A continuous thread running through Bodikon is ‘Lo Zodiaco’ — a tableau vivant showing the 12 signs of the zodiac in the ‘flesh’ presented through humans, animals and dead fish — by Gino De Dominicis (Ancona, 1947 – Rome, 1998) at Galleria L’Attico, Rome in 1970. De Dominicis questioned the extremes within arte-povera, its romanticism, the sophisticated irony and the movements response to the post-war urbanism. The notion that context and constellation are projecting something mundane and unremarkable to an elevated form is not only a component of this mise-en-scene; an artist’s vernacular transforms and transcends limits perceived. The poster, printed from an image by the official photographer is ‘Lo Zodiaco’ sole testimony. Narcissism, physicality and elegance are on parade.

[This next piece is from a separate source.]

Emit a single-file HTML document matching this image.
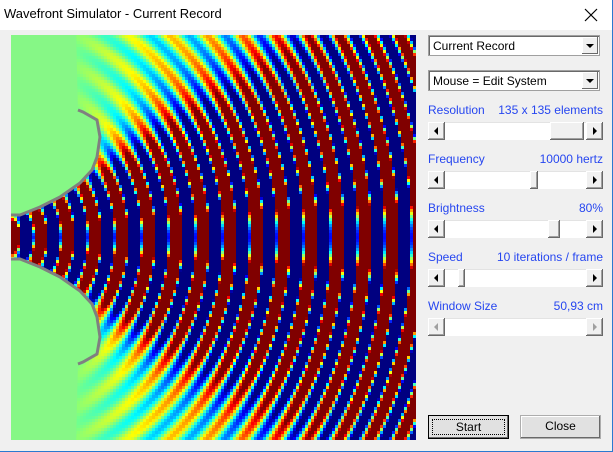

Bodikon will be commemorated by a posthumous poster / manifesto made by participating artists Michela de Mattei and Diego Miguel Mirabella as an edition for Belmacz.
Please note that Belmacz is hosting SafeCast during the duration of Bodikon. Their map is an open platform monitoring environmental radiation and other pollutants across the globe with the help of participating citizens. Those who get their DIY Geiger counter can become volunteers able to provide and upload data of their actual home environment as well as others visited during travels. Data is fed onto an online map showing uncompromised actual readings available to be viewed worldwide.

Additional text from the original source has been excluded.